On 8 November of the same year, Archbishop Carr announced at Saturday evening Mass that the Archdiocese had acquired a property on Brunswick Street, a former boot factory built in 1873, which had been designed by architects Reed & Barnes. The property had come at a 'very moderate' cost of £4,200. The project involved refurbishing the factory building as clubrooms, with a large new hall built to the rear, designed by the same architects who had done the factory, by then known as Reed Tappin & Smart.

The foundation stone of the hall was laid by the Archbishop at a ceremony on Sunday 26 April 1903. The clubrooms in the old factory structure were opened in June, but the hall itself was finished about a month behind schedule, and was not able to host the St. Patrick's night celebrations on 17 March 1904 as first hoped. Instead, the grand opening took place on Sunday, 10 April, with over 2,000 people crowding the hall (which had a capacity of 1,100).

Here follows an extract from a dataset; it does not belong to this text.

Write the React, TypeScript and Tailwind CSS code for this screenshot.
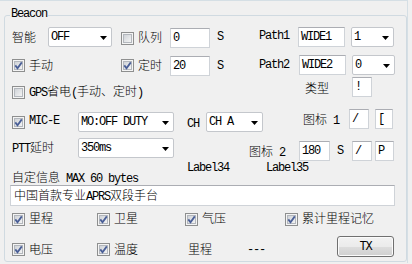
import type { ReactNode } from "react";

const LAT = "font-['Liberation_Mono',monospace] text-[12px] tracking-[-1.2px]";

function Lat({ children }: { children: ReactNode }) {
  return <span className={LAT}>{children}</span>;
}

function CheckBox({ checked, className = "" }: { checked?: boolean; className?: string }) {
  return (
    <svg width="13" height="13" viewBox="0 0 13 13" className={`shrink-0 ${className}`}>
      <defs>
        <linearGradient id="cbFill" x1="0" y1="0" x2="1" y2="1">
          <stop offset="0" stopColor="#cdd1d6" />
          <stop offset="1" stopColor="#f6f6f6" />
        </linearGradient>
      </defs>
      <rect x="0.5" y="0.5" width="12" height="12" fill="#f4f4f4" stroke="#8e8f8f" />
      <rect x="2.5" y="2.5" width="8" height="8" fill="url(#cbFill)" stroke="#b3b7bd" />
      {checked ? (
        <path d="M3.3 6.4 L5.5 9.2 L9.8 3.4" fill="none" stroke="#4a5f97" strokeWidth="1.8" />
      ) : null}
    </svg>
  );
}

function Check({
  label,
  checked,
  className = "",
  boxTop,
  textTop,
}: {
  label: ReactNode;
  checked?: boolean;
  className?: string;
  boxTop: string;
  textTop: string;
}) {
  return (
    <div className={`flex shrink-0 items-start gap-[4px] ${className}`}>
      <CheckBox checked={checked} className={boxTop} />
      <span className={textTop}>{label}</span>
    </div>
  );
}

function TextBox({ className = "", children }: { className?: string; children: ReactNode }) {
  return (
    <div
      className={`flex h-[20px] shrink-0 items-center border border-[#cfd3d8] border-t-[#abadb3] bg-white pl-[2px] ${className}`}
    >
      {children}
    </div>
  );
}

function Combo({ className = "", children }: { className?: string; children: ReactNode }) {
  return (
    <div
      className={`flex h-[20px] shrink-0 items-center justify-between rounded-[2px] border border-[#c4c7cc] bg-white pl-[2px] pr-[4px] ${className}`}
    >
      {children}
      <svg width="7" height="4" viewBox="0 0 7 4" className="mt-[2px]">
        <path d="M0 0h7L3.5 4z" fill="#000" />
      </svg>
    </div>
  );
}

export default function App() {
  return (
    <div className="h-[264px] w-[412px] overflow-hidden bg-[#f0f0f0] font-['Noto_Sans_CJK_SC',sans-serif] text-[12px] font-light leading-[12px] text-black">
      <div className="h-[263px] w-[408px] border-t border-r border-[#d5dfe5]">
        <div className="relative ml-[4px] mt-[14px] h-[247px] w-[403px] rounded-[3px] border border-[#d0dae1] pt-[10px]">
          <span className={`absolute left-[5px] top-[-8px] bg-[#f0f0f0] px-[1px] ${LAT}`}>Beacon</span>

          {/* row 1 */}
          <div className="flex h-[28px] items-start pl-[7px]">
            <span className="mt-[5px] w-[36px] shrink-0">智能</span>
            <div className="w-[73px] shrink-0 pt-[1px]">
              <Combo className="w-[64px]">
                <Lat>OFF</Lat>
              </Combo>
            </div>
            <Check className="w-[49px]" boxTop="mt-[6px]" textTop="mt-[5px]" label="队列" />
            <div className="w-[47px] shrink-0 pt-[2px]">
              <TextBox className="w-[40px]">
                <Lat>0</Lat>
              </TextBox>
            </div>
            <span className={`mt-[5px] w-[42px] shrink-0 ${LAT}`}>S</span>
            <span className={`mt-[4px] w-[39px] shrink-0 ${LAT}`}>Path1</span>
            <div className="w-[53px] shrink-0 pt-[1px]">
              <TextBox className="w-[47px]">
                <Lat>WIDE1</Lat>
              </TextBox>
            </div>
            <div className="pt-[1px]">
              <Combo className="w-[43px]">
                <Lat>1</Lat>
              </Combo>
            </div>
          </div>

          {/* row 2 */}
          <div className="flex h-[23px] items-start pl-[7px]">
            <Check className="w-[109px]" checked boxTop="mt-[5px]" textTop="mt-[5px]" label="手动" />
            <Check className="w-[49px]" checked boxTop="mt-[5px]" textTop="mt-[5px]" label="定时" />
            <div className="w-[47px] shrink-0 pt-[2px]">
              <TextBox className="w-[40px]">
                <Lat>20</Lat>
              </TextBox>
            </div>
            <span className={`mt-[6px] w-[42px] shrink-0 ${LAT}`}>S</span>
            <span className={`mt-[5px] w-[40px] shrink-0 ${LAT}`}>Path2</span>
            <div className="w-[53px] shrink-0 pt-[1px]">
              <TextBox className="w-[47px]">
                <Lat>WIDE2</Lat>
              </TextBox>
            </div>
            <div className="pt-[1px]">
              <Combo className="w-[43px]">
                <Lat>0</Lat>
              </Combo>
            </div>
          </div>

          {/* row 3 */}
          <div className="flex h-[31px] items-start pl-[7px]">
            <Check
              className="w-[293px]"
              boxTop="mt-[9px]"
              textTop="mt-[8px]"
              label={
                <>
                  <Lat>GPS</Lat>省电<Lat>(</Lat>手动、定时<Lat>)</Lat>
                </>
              }
            />
            <span className="mt-[5px] w-[47px] shrink-0">类型</span>
            <TextBox className="w-[20px]">
              <Lat>!</Lat>
            </TextBox>
          </div>

          {/* row 4 */}
          <div className="flex h-[28px] items-start pl-[7px]">
            <div className="flex w-[66px] shrink-0 items-start gap-[4px]">
              <CheckBox checked className="mt-[8px]" />
              <span className={`mt-[7px] ${LAT}`}>MIC-E</span>
            </div>
            <div className="w-[109px] shrink-0 pt-[4px]">
              <Combo className="w-[96px]">
                <Lat>MO:OFF DUTY</Lat>
              </Combo>
            </div>
            <span className={`mt-[10px] w-[19px] shrink-0 ${LAT}`}>CH</span>
            <div className="w-[97px] shrink-0 pt-[4px]">
              <Combo className="w-[57px]">
                <Lat>CH A</Lat>
              </Combo>
            </div>
            <span className="mt-[5px] w-[46px] shrink-0">
              图标<Lat> 1</Lat>
            </span>
            <div className="w-[26px] shrink-0 pt-[1px]">
              <TextBox className="w-[20px]">
                <Lat>/</Lat>
              </TextBox>
            </div>
            <div className="pt-[1px]">
              <TextBox className="w-[18px]">
                <Lat>[</Lat>
              </TextBox>
            </div>
          </div>

          {/* row 5 */}
          <div className="flex h-[26px] items-start pl-[7px]">
            <span className="mt-[5px] w-[66px] shrink-0">
              <Lat>PTT</Lat>延时
            </span>
            <div className="w-[171px] shrink-0 pt-[2px]">
              <Combo className="w-[96px]">
                <Lat>350ms</Lat>
              </Combo>
            </div>
            <span className="mt-[9px] w-[50px] shrink-0">
              图标<Lat> 2</Lat>
            </span>
            <div className="w-[38px] shrink-0 pt-[5px]">
              <TextBox className="w-[31px]">
                <Lat>180</Lat>
              </TextBox>
            </div>
            <span className={`mt-[9px] w-[15px] shrink-0 ${LAT}`}>S</span>
            <div className="w-[23px] shrink-0 pt-[5px]">
              <TextBox className="w-[20px]">
                <Lat>/</Lat>
              </TextBox>
            </div>
            <div className="pt-[5px]">
              <TextBox className="w-[19px]">
                <Lat>P</Lat>
              </TextBox>
            </div>
          </div>

          {/* row 6 */}
          <div className="flex h-[23px] items-start pl-[7px]">
            <span className="mt-[9px] w-[175px] shrink-0">
              自定信息<Lat> MAX 60 bytes</Lat>
            </span>
            <span className={`w-[79px] shrink-0 ${LAT}`}>Label34</span>
            <span className={LAT}>Label35</span>
          </div>

          {/* row 7 */}
          <div className="flex h-[21px] items-start pl-[5px]">
            <TextBox className="!h-[21px] w-[385px]">
              <span className="pl-[1px]">
                中国首款专业<Lat>APRS</Lat>双段手台
              </span>
            </TextBox>
          </div>

          {/* row 8 */}
          <div className="flex h-[28px] items-start pl-[7px]">
            <Check className="w-[85px]" checked boxTop="mt-[7px]" textTop="mt-[6px]" label="里程" />
            <Check className="w-[88px]" checked boxTop="mt-[7px]" textTop="mt-[6px]" label="卫星" />
            <Check className="w-[100px]" checked boxTop="mt-[7px]" textTop="mt-[6px]" label="气压" />
            <Check checked boxTop="mt-[7px]" textTop="mt-[6px]" label="累计里程记忆" />
          </div>

          {/* row 9 */}
          <div className="flex h-[26px] items-start pl-[7px]">
            <Check className="w-[85px]" checked boxTop="mt-[9px]" textTop="mt-[9px]" label="电压" />
            <Check className="w-[91px]" checked boxTop="mt-[9px]" textTop="mt-[9px]" label="温度" />
            <span className="mt-[9px] w-[59px] shrink-0">里程</span>
            <span className={`mt-[10px] w-[90px] shrink-0 ${LAT}`}>---</span>
            <div className="mt-[2px] flex h-[21px] w-[57px] shrink-0 items-center justify-center rounded-[3px] border border-[#707070] bg-[linear-gradient(#f2f2f2_0%,#ebebeb_50%,#dddddd_51%,#cfcfcf_100%)] shadow-[inset_0_0_0_1px_#fbfbfb]">
              <span className={LAT}>TX</span>
            </div>
          </div>
        </div>
      </div>
    </div>
  );
}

The relatively austere composition of the factory front to Brunswick Street was transformed into a more elaborate yet restrained and dignified facade for the new purpose. The elaborate plasterwork of the hall ceiling, proscenium and balcony was seen by contemporaries as an aesthetic triumph. The plasterwork described as 'in the German Renaissance style' was repainted in shades of sage green, cream and buff in 1913.

== History ==

Central Hall has been put to many different uses since it opened in April 1904. During the 1920s the hall played host to jazz nights, and in the postwar period, Cathedral Hall hosted Italian dances each Sunday night for many years.

Central Hall (as it became known from the 1960s) is best known for hosting the T. F. Much Ballroom of the early 1970s. The T. F. Much Ballroom was a major Melbourne music and cultural event. Bands which made a name for themselves at Ballroom events include Daddy Cool in 1970–71. Other bands to play at the hall during the 1970s included Spectrum, Midnight Oil, Indelible Murtceps, and Tamam Shud.

By the late 1980s, Central Hall had even become a venue for Victorian state boxing matches and title fights.

== Central Hall and Australian Catholic University ==

While still owned by the Archdiocese of Melbourne, Australian Catholic University was granted the use of Central Hall, and became the scene of the opening of St. Patrick's campus on 28 July 2000. The hall is regularly used for all of ACU's theatrical activities, while the Recital Room (formerly the Supper Room) with the hall also accommodates the university's music students, and other classes when absolutely necessary. Central Hall has undergone restoration in the early 2000s, and was added to the Victorian Heritage Register in 2003.